» Set problem:
Read the records below. Copy each line where the string "that" occurs.

[Front-end source files]
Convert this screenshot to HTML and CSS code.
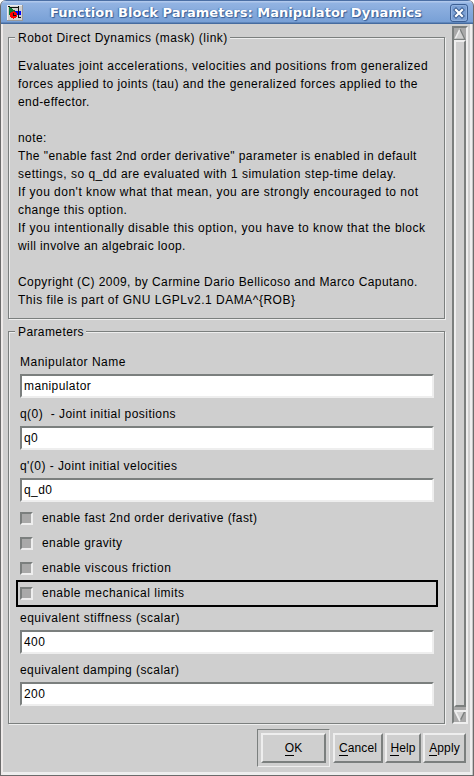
FILE: index.html
```html
<!DOCTYPE html>
<html lang="en">
<head>
<meta charset="utf-8">
<title>Function Block Parameters: Manipulator Dynamics</title>
<link rel="stylesheet" href="styles.css">
</head>
<body>
<div class="window">
  <header class="titlebar">
    <svg class="app-icon" width="16" height="16" viewBox="0 0 16 16" shape-rendering="crispEdges">
      <path fill="#d0d0d0" d="M0 0h16v16H0z"/><path fill="#eee" d="M0 0h16v1H0zM0 0h1v16H0z"/><path fill="#999" d="M15 0h1v16h-1zM0 15h16v1H0z"/>
      <path fill="#00f" d="M7 6h7v4H7z"/><path fill="#087a35" d="M2 2l7 4-7 4z"/><path fill="#111" d="M1 1h2v1H1zM3 2h9v1H3zM11 1h1v12h-1zM12 12h2v1h-2z"/>
      <circle cx="6.5" cy="10" r="3.6" fill="#f00"/><path fill="#111" d="M6 8h1v2h2v1H6z"/>
    </svg>
    <h1>Function Block Parameters: Manipulator Dynamics</h1>
    <svg class="close" width="18" height="18" viewBox="0 0 18 18">
      <rect x=".5" y=".5" width="17" height="17" rx="2.5" fill="#7ba0d4" stroke="#3c5f93"/>
      <rect x="1.5" y="1.5" width="15" height="15" rx="2" fill="none" stroke="#93b3e0"/>
      <path d="M6 6l6 6m0-6l-6 6" stroke="#3c5f93" stroke-width="4.2" stroke-linecap="square"/>
      <path d="M6 6l6 6m0-6l-6 6" stroke="#fff" stroke-width="2.2" stroke-linecap="square"/>
    </svg>
  </header>
  <div class="content">
    <main class="groups">
      <section class="group about">
        <h2 class="wide">Robot Direct Dynamics (mask) (link)</h2>
        <div class="description">
          <p class="loose">Evaluates joint accelerations, velocities and positions from generalized</p>
          <p class="medium">forces applied to joints (tau) and the generalized forces applied to the</p>
          <p>end-effector.</p>
          <p></p>
          <p>note:</p>
          <p class="snug">The "enable fast 2nd order derivative" parameter is enabled in default</p>
          <p class="loose">settings, so q_dd are evaluated with 1 simulation step-time delay.</p>
          <p class="loose">If you don't know what that mean, you are strongly encouraged to not</p>
          <p class="medium">change this option.</p>
          <p class="wide">If you intentionally disable this option, you have to know that the block</p>
          <p>will involve an algebraic loop.</p>
          <p></p>
          <p class="snug">Copyright (C) 2009, by Carmine Dario Bellicoso and Marco Caputano.</p>
          <p class="wide">This file is part of GNU LGPLv2.1 DAMA^{ROB}</p>
        </div>
      </section>
      <section class="group params">
        <h2>Parameters</h2>
        <div class="fields">
          <div class="label loose">Manipulator Name</div><div class="input">manipulator</div>
          <div class="label medium">q(0)&nbsp; - Joint initial positions</div><div class="input">q0</div>
          <div class="label medium">q'(0) - Joint initial velocities</div><div class="input">q_d0</div>
          <div class="check first"><i></i><span class="snug">enable fast 2nd order derivative (fast)</span></div>
          <div class="check"><i></i><span>enable gravity</span></div>
          <div class="check"><i></i><span class="loose">enable viscous friction</span></div>
          <div class="check focused"><i></i><span class="loose">enable mechanical limits</span></div>
          <div class="label wide after">equivalent stiffness (scalar)</div><div class="input">400</div>
          <div class="label medium">equivalent damping (scalar)</div><div class="input">200</div>
        </div>
      </section>
    </main>
    <div class="scrollbar">
      <svg width="12" height="12" viewBox="0 0 12 12"><path fill="#d0d0d0" d="M6 0l6 12H0z"/><path d="M6 1L1 11" stroke="#eee" stroke-width="1.5"/><path d="M6 1l5 10.5H0" fill="none" stroke="#7b7f7e" stroke-width="1.4"/></svg>
      <div class="thumb"></div>
      <svg width="12" height="12" viewBox="0 0 12 12"><path fill="#d0d0d0" d="M0 0h12L6 12z"/><path d="M11 1L6 11" stroke="#7b7f7e" stroke-width="1.5"/><path d="M12 1H1l5 10" fill="none" stroke="#eee" stroke-width="1.8"/></svg>
    </div>
  </div>
  <footer class="buttons">
    <div class="default"><div class="button ok"><span><u>O</u>K</span></div></div>
    <div class="button cancel"><span><u>C</u>ancel</span></div>
    <div class="button help"><span><u>H</u>elp</span></div>
    <div class="button apply"><span><u>A</u>pply</span></div>
  </footer>
</div>
</body>
</html>
```
FILE: styles.css
```css
* { box-sizing: border-box; }
body { margin: 0; background: #fff; font: 12px/18px "Liberation Sans", sans-serif; color: #000; letter-spacing: .4px; }
h1, h2, p { margin: 0; }
.snug { letter-spacing: .43px; }
.medium { letter-spacing: .45px; }
.loose { letter-spacing: .49px; }
.wide { letter-spacing: .51px; }
.window { width: 474px; height: 776px; background: #cfcfcf; border: 1px solid #6b6b6b; border-top: 0; border-radius: 6px 6px 0 0; box-shadow: inset 2px 0 #eeeae9, inset -1px 0 #c4c4c4, inset -3px 0 #eee, inset 0 -3px #eee; display: flex; flex-direction: column; overflow: hidden; }
.titlebar { height: 24px; margin: 0 -1px; padding: 1px 5px 0 6px; flex: none; display: flex; align-items: center; background: linear-gradient(#4b6fa5 0 1px, #b0c8ec 1px 2px, #92b3e2 3px, #78a0d6 22px, #456b9f 23px); border: 1px solid #4b6b98; border-width: 0 1px; border-radius: 6px 6px 0 0; }
.titlebar h1 { flex: 1; font: bold 13px/20px "DejaVu Sans", sans-serif; color: #fff; letter-spacing: .03px; white-space: nowrap; padding-left: 27px; text-shadow: 1px 1px 1px #355b93, -1px 0 1px #4b73aa; }
.app-icon { flex: none; }
.close { flex: none; }
.content { height: 700px; padding: 2px 5px 0 7px; display: flex; justify-content: space-between; }
.groups { width: 438px; }
.group { border: 1px solid #7b7f7e; box-shadow: inset 1px 1px #eee, 1px 1px #eee; width: 437px; }
.group h2 { font-size: 12px; line-height: 14px; font-weight: 400; width: max-content; height: 14px; margin: -7px 0 0 6px; padding: 0 2px 0 3px; background: #cfcfcf; white-space: nowrap; }
.about { margin-top: 11px; height: 282px; }
.params { margin-top: 12px; height: 393px; }
.description { padding: 12px 0 0 9px; }
.description p { height: 18px; white-space: pre; width: max-content; }
.fields { padding: 14px 0 0 11px; }
.label { height: 21px; line-height: 18px; white-space: pre; width: max-content; }
.input { width: 414px; height: 24px; margin-bottom: 7px; background: #fff; border: 2px solid; border-color: #7b7f7e #eee #eee #7b7f7e; padding-left: 2px; line-height: 20px; }
.check { height: 25px; display: flex; align-items: center; gap: 9px; }
.check.first { margin-top: -3px; }
.check i { width: 13px; height: 13px; background: #a9a9a9; border: 2px solid; border-color: #7b7f7e #eee #eee #7b7f7e; }
.check span { margin-bottom: 2px; }
.check.focused { width: 422px; height: 27px; margin: -1px 0 0 -4px; border: 2px solid #000; padding-left: 2px; }
.label.after { margin-top: 2px; }
.scrollbar { width: 16px; height: 698px; background: #a9a9a9; border: 2px solid; border-color: #7b7f7e #eee #eee #7b7f7e; display: flex; flex-direction: column; }
.scrollbar svg { display: block; flex: none; }
.thumb { height: 667px; margin-bottom: 3px; background: #cfcfcf; border: 2px solid; border-color: #eee #7b7f7e #7b7f7e #eee; }
.buttons { display: flex; align-items: flex-start; padding: 5px 0 0 256px; }
.default { width: 73px; height: 38px; border: 1px solid; border-color: #7b7f7e #eee #eee #7b7f7e; padding: 3px; margin-right: 3px; }
.button { height: 30px; background: #cfcfcf; border: 2px solid; border-color: #eee #7b7f7e #7b7f7e #eee; display: flex; justify-content: center; align-items: center; margin: 4px 2px 0 0; letter-spacing: .1px; }
.button u { text-decoration: none; box-shadow: 0 1px #000; display: inline-block; height: 16px; line-height: 18px; }
.ok { width: 65px; margin: 0; }
.cancel { width: 50px; }
.help { width: 36px; }
.apply { width: 43px; }
```
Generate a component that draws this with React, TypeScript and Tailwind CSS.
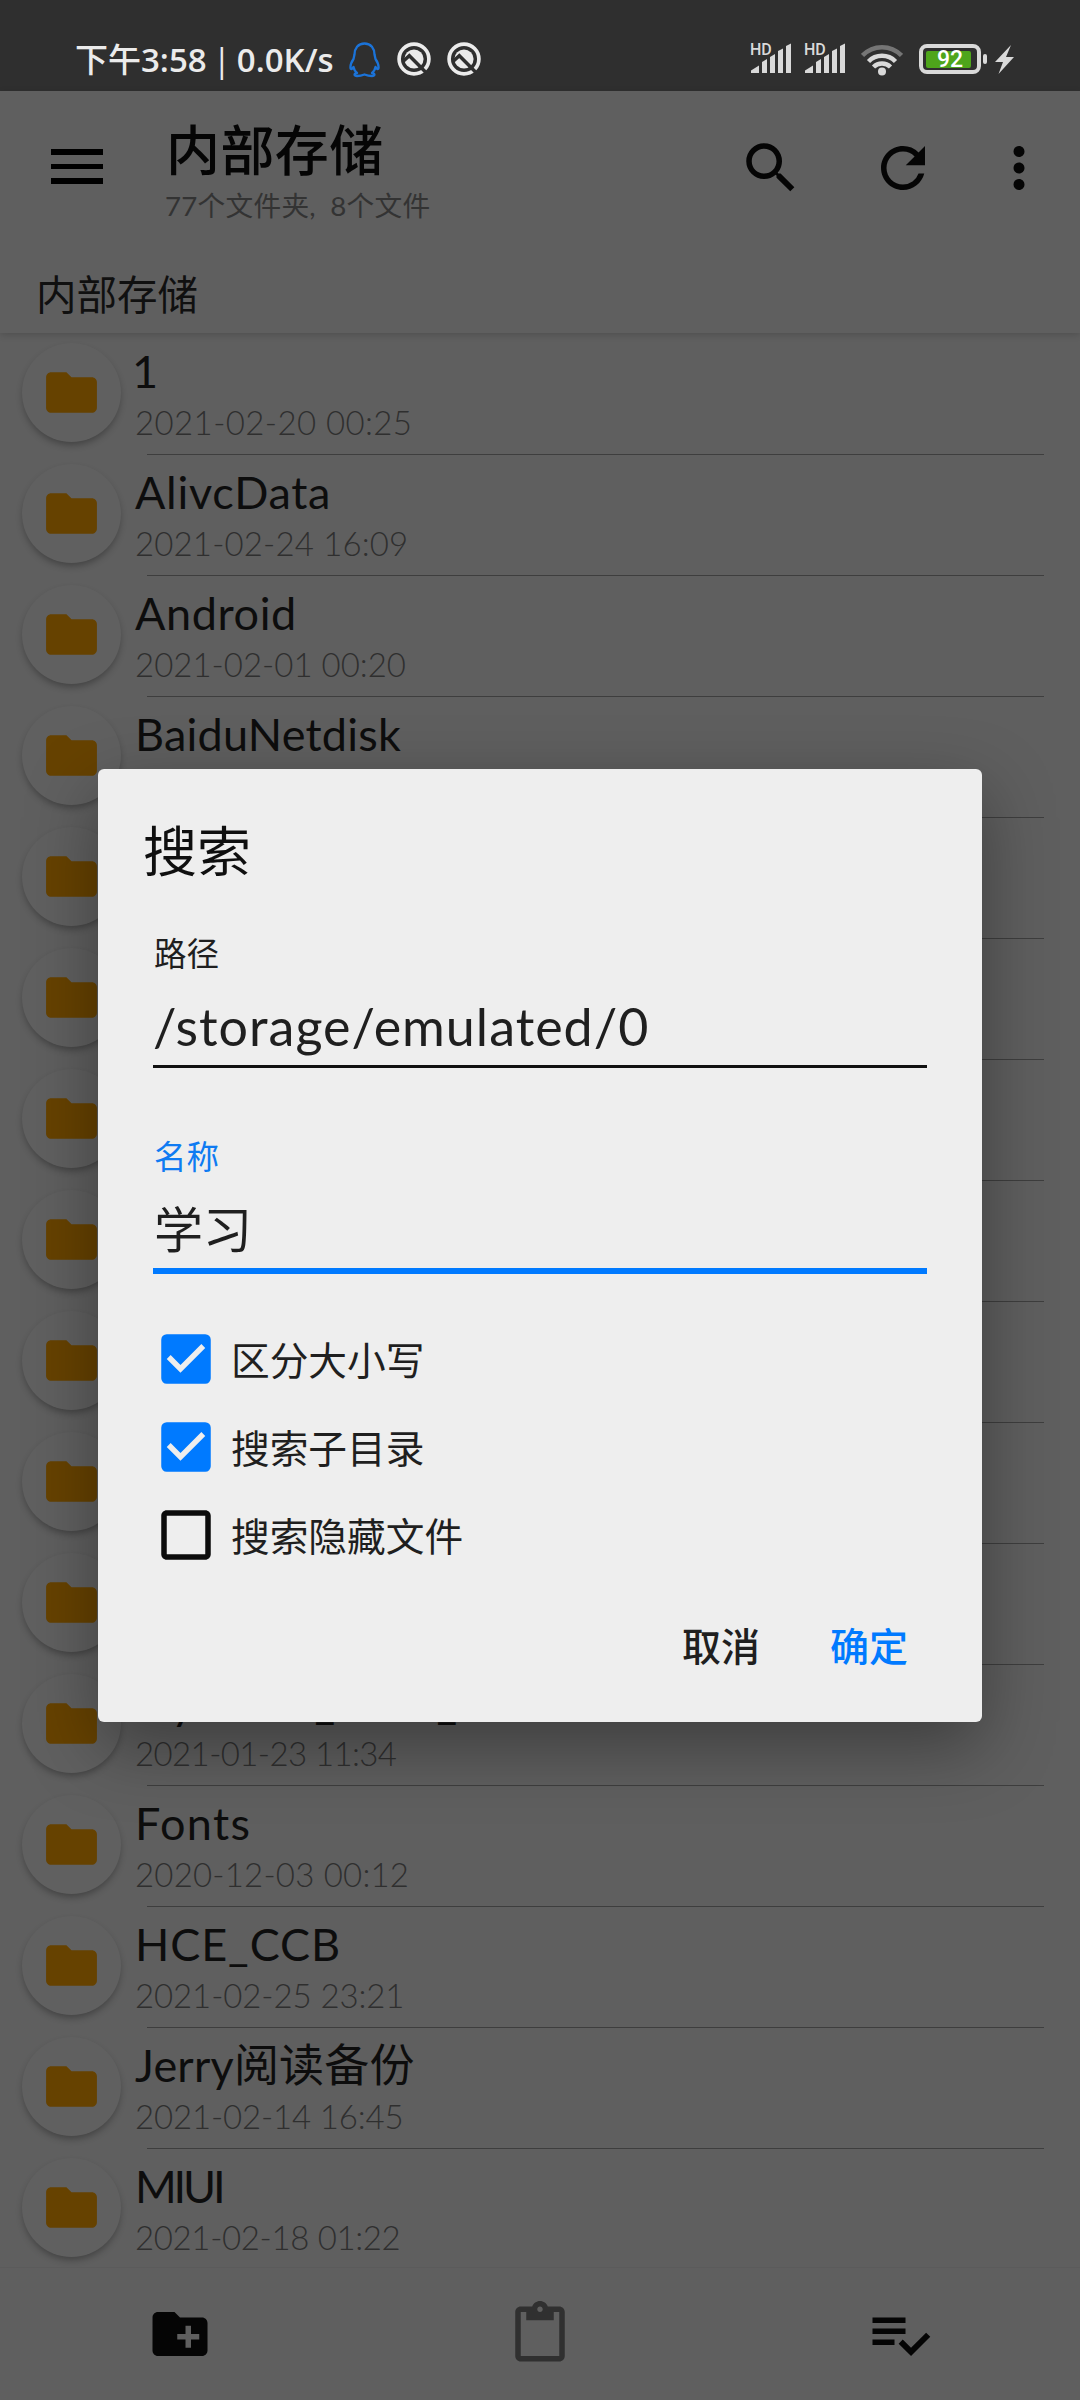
import React from "react";
import {
  MdCheckBox,
  MdCheckBoxOutlineBlank,
  MdFolder,
  MdMoreVert,
  MdRefresh,
  MdSearch,
} from "react-icons/md";

type Entry = { name: string; date: string; nameClass: string; dateClass: string };

const entries: Entry[] = [
  { name: "1", date: "2021-02-20 00:25", nameClass: "-ml-[3px]", dateClass: "tracking-[0.4px]" },
  { name: "AlivcData", date: "2021-02-24 16:09", nameClass: "tracking-[0.7px]", dateClass: "tracking-[0.15px]" },
  { name: "Android", date: "2021-02-01 00:20", nameClass: "tracking-[0.6px]", dateClass: "" },
  { name: "BaiduNetdisk", date: "", nameClass: "tracking-[0.2px]", dateClass: "" },
  { name: "", date: "", nameClass: "", dateClass: "" },
  { name: "", date: "", nameClass: "", dateClass: "" },
  { name: "", date: "", nameClass: "", dateClass: "" },
  { name: "", date: "", nameClass: "", dateClass: "" },
  { name: "", date: "", nameClass: "", dateClass: "" },
  { name: "", date: "", nameClass: "", dateClass: "" },
  { name: "", date: "", nameClass: "", dateClass: "" },
  { name: "Dyhome_local_", date: "2021-01-23 11:34", nameClass: "tracking-[1.8px]", dateClass: "tracking-[-0.6px]" },
  { name: "Fonts", date: "2020-12-03 00:12", nameClass: "tracking-[1.4px]", dateClass: "tracking-[0.2px]" },
  { name: "HCE_CCB", date: "2021-02-25 23:21", nameClass: "tracking-[0.9px]", dateClass: "tracking-[-0.1px]" },
  { name: "Jerry阅读备份", date: "2021-02-14 16:45", nameClass: "tracking-[0.2px]", dateClass: "tracking-[-0.15px]" },
  { name: "MIUI", date: "2021-02-18 01:22", nameClass: "tracking-[-3.2px]", dateClass: "tracking-[-0.35px]" },
];

function PenguinIcon() {
  return (
    <svg width="31" height="36" viewBox="0 0 31 36" fill="none" stroke="#1b73d8" strokeWidth="2.300" strokeLinejoin="round">
      <path d="M15.500 1.500C9 1.500 5.500 6.500 5.500 12.500L4.500 17C2.500 20 1.200 23.500 1.500 26C1.800 28 3 27 4.500 25C5 27.500 6 29.500 8 31C5 31.500 4.500 34 8 34C11 34 13 33.500 15.500 32.500C18 33.500 20 34 23 34C26.500 34 26 31.500 23 31C25 29.500 26 27.500 26.500 25C28 27 29.200 28 29.500 26C29.800 23.500 28.500 20 26.500 17L25.500 12.500C25.500 6.500 22 1.500 15.500 1.500Z" />
    </svg>
  );
}

function QualityIcon() {
  return (
    <svg width="34" height="34" viewBox="0 0 34 34" fill="none">
      <circle cx="17" cy="17" r="14.900" stroke="#ebebeb" strokeWidth="3.700" />
      <circle cx="17" cy="17" r="9.600" fill="#ebebeb" />
      <path d="M6 19.500L12.300 13.700L29 30.500" stroke="#2f2f2f" strokeWidth="3.400" />
    </svg>
  );
}

function Signal() {
  return (
    <svg width="42" height="40" viewBox="0 -8 42 40" fill="#d9d9d9">
      <text x="0" y="12.500" fontSize="16" fontWeight="500" fontFamily="Roboto, sans-serif">HD</text>
      <path d="M1 31V28.500L9 23.500V31ZM12 31V20L17 17V31ZM20 31V15L25 12V31ZM28 31V9L33 6.500V31ZM36 31V4L41 1.500V31Z" />
    </svg>
  );
}

function Wifi() {
  return (
    <svg width="42" height="32" viewBox="0 0 42 32" fill="none" stroke="#d9d9d9" strokeWidth="4.500">
      <path d="M1.500 11.500A27 27 0 0 1 40.500 11.500" stroke="#757575" />
      <path d="M7.500 17.500A19 19 0 0 1 34.500 17.500" />
      <path d="M12.500 23A12 12 0 0 1 29.500 23" />
      <circle cx="21" cy="27.500" r="4" fill="#d9d9d9" stroke="none" />
    </svg>
  );
}

function StatusBar() {
  return (
    <div className="flex h-[91px] items-start bg-[#2f2f2f] pt-[39px] text-[#ebebeb]">
      <div className="ml-[75px] flex h-[42px] w-[265px] items-center whitespace-nowrap font-['Open_Sans','Noto_Sans_CJK_SC',sans-serif] text-[33px] font-medium">
        <span>下午</span>
        <span className="font-semibold">3:58</span>
        <span className="ml-[6px]">|</span>
        <span className="ml-[6px] font-semibold">0.0K/s</span>
      </div>
      <div className="ml-[9px] mt-[3px]"><PenguinIcon /></div>
      <div className="ml-[17px] mt-[3px]"><QualityIcon /></div>
      <div className="ml-[16px] mt-[3px]"><QualityIcon /></div>
      <div className="-mt-[5px] ml-[269px]"><Signal /></div>
      <div className="-mt-[5px] ml-[12px]"><Signal /></div>
      <div className="ml-[15px] mt-[5px]"><Wifi /></div>
      <div className="ml-[16px] mt-[5px] flex h-[30px] w-[62px] items-center rounded-[8px] border-4 border-[#d9d9d9] pl-[3px]">
        <div className="flex h-[17px] w-[45px] items-center justify-center rounded-[2px] bg-[#4ea51b] pl-[3px] font-[Roboto] text-[23px] font-medium leading-none text-white">92</div>
      </div>
      <div className="ml-[2px] mt-[15px] h-[10px] w-[4px] rounded-[2px] bg-[#d9d9d9]" />
      <svg className="ml-[8px] mt-[6px]" width="19" height="29" viewBox="0 0 19 29" fill="#d9d9d9"><path d="M16 0L0 17H8L3.500 29L19 12H11Z" /></svg>
    </div>
  );
}

function TopBar() {
  return (
    <header className="relative z-10 h-[242px] bg-[#5f5f5f] shadow-[0_2px_7px_rgba(0,0,0,0.16)]">
      <div className="flex h-[153px] items-start">
        <div className="ml-[51px] mt-[58px] flex w-[52px] flex-col gap-[9px]">
          <div className="h-[5.600px] bg-black" />
          <div className="h-[5.600px] bg-black" />
          <div className="h-[5.600px] bg-black" />
        </div>
        <div className="ml-[62px] mt-[24px] w-[573px] whitespace-nowrap">
          <div className="h-[72px] pl-px text-[54px] font-medium leading-[72px] tracking-[0.4px] text-[#050505]">内部存储</div>
          <div className="h-[40px] text-[27.700px] leading-[38px] tracking-[0.25px] text-[#333]">77个文件夹,<span className="ml-[7px]"> 8个文件</span></div>
        </div>
        <MdSearch className="mt-[44px] size-[66px]" />
        <MdRefresh className="ml-[66px] mt-[44px] size-[66px]" />
        <MdMoreVert className="ml-[50px] mt-[44px] size-[66px]" />
      </div>
      <div className="pl-[36px] pt-[21px] text-[40.500px] leading-[60px] text-[#101010]">内部存储</div>
    </header>
  );
}

function Row({ entry }: { entry: Entry }) {
  return (
    <li className="flex h-[121px] shrink-0">
      <div className="ml-[22px] mt-[9px] flex size-[99px] shrink-0 items-center justify-center rounded-full bg-[#606060] shadow-[0_4px_7px_-1px_rgba(0,0,0,0.3)]">
        <MdFolder className="size-[61px] text-[#664200]" />
      </div>
      <div className="relative ml-[14px] w-[909px] whitespace-nowrap">
        <div className={"h-[72px] text-[45px] leading-[74px] text-[#0d0d0d] " + entry.nameClass}>{entry.name}</div>
        <div className={"h-[40px] text-[33px] font-light leading-[33px] text-[#2f2f2f] " + entry.dateClass}>{entry.date}</div>
        <div className="absolute bottom-0 left-[12px] right-0 h-px bg-[#3e3e3e]" />
      </div>
    </li>
  );
}

function BottomBar() {
  return (
    <nav className="relative z-10 grid h-[133px] grid-cols-3 justify-items-center border-t border-[#5b5b5b] bg-[#5f5f5f] pt-[33px]">
      <svg className="size-[66px]" viewBox="0 0 24 24" fill="#050505"><path d="M20 6h-8l-2-2H4c-1.110 0-1.990.890-1.990 2L2 18c0 1.110.890 2 2 2h16c1.110 0 2-.890 2-2V8c0-1.110-.890-2-2-2zm-1 8h-3v3h-2v-3h-3v-2h3V9h2v3h3v2z" /></svg>
      <svg className="size-[66px]" viewBox="0 0 24 24" fill="#303030"><path d="M19 2h-4.180C14.400.840 13.300 0 12 0c-1.300 0-2.400.840-2.820 2H5c-1.100 0-2 .900-2 2v16c0 1.100.900 2 2 2h14c1.100 0 2-.900 2-2V4c0-1.100-.900-2-2-2zm-7 0c.550 0 1 .450 1 1s-.450 1-1 1-1-.450-1-1 .450-1 1-1zm7 18H5V4h2v3h10V4h2v16z" /></svg>
      <svg className="size-[66px]" viewBox="0 0 24 24" fill="#050505"><path d="M14 10H2v2h12v-2zm0-4H2v2h12V6zM2 16h8v-2H2v2zm19.500-4.500L23 13l-6.990 7-4.510-4.500L13 14l3.010 3 5.490-5.500z" /></svg>
    </nav>
  );
}

function Option({ label, checked }: { label: string; checked: boolean }) {
  return (
    <label className="flex h-[88px] items-center gap-[12px]">
      {checked ? <MdCheckBox className="size-[66px] text-[#007aff]" /> : <MdCheckBoxOutlineBlank className="size-[66px] text-[#0c0c0c]" />}
      <span className="mt-[2px] text-[38.700px] leading-[60px]">{label}</span>
    </label>
  );
}

function SearchDialog() {
  return (
    <section className="absolute left-[98px] top-[769px] z-20 h-[953px] w-[884px] rounded-[6px] bg-[#eee] text-[#1f1f1f] shadow-[0_24px_70px_rgba(0,0,0,0.36)]">
      <h2 className="pl-[45px] pt-[43px] text-[54px] leading-[80px] text-[#0f0f0f]">搜索</h2>
      <div className="mx-[55px]">
        <div className="mt-[38px] pl-px text-[32.500px] leading-[48px]">路径</div>
        <div className="mt-[10px] h-[80px] border-b-[3px] border-[#101010] text-[52px] leading-[76px] tracking-[1px]">/storage/emulated/0</div>
        <div className="mt-[65px] pl-px text-[32.500px] leading-[48px] text-[#0f7bf2]">名称</div>
        <div className="mt-[10px] h-[83px] border-b-[6px] border-[#007aff] pl-px text-[49px] leading-[77px]">学习</div>
      </div>
      <div className="ml-[55px] mt-[41px]">
        <Option label="区分大小写" checked />
        <Option label="搜索子目录" checked />
        <Option label="搜索隐藏文件" checked={false} />
      </div>
      <div className="mt-[37px] flex justify-end gap-[70px] pr-[74px] text-[39px] font-medium leading-[60px]">
        <button>取消</button>
        <button className="text-[#007aff]">确定</button>
      </div>
    </section>
  );
}

export default function App() {
  return (
    <div className="relative flex h-[2400px] w-[1080px] flex-col overflow-hidden bg-[#5f5f5f] font-[Lato,'Noto_Sans_CJK_SC',sans-serif] text-[#050505]">
      <StatusBar />
      <TopBar />
      <ul className="flex h-[1934px] flex-col overflow-hidden pt-px">
        {entries.map((e, i) => <Row key={i} entry={e} />)}
      </ul>
      <BottomBar />
      <SearchDialog />
    </div>
  );
}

» Problem solution:
          <p class="loose">If you don't know what that mean, you are strongly encouraged to not</p>
          <p class="wide">If you intentionally disable this option, you have to know that the block</p>
Generate a component that draws this with React, TypeScript and Tailwind CSS.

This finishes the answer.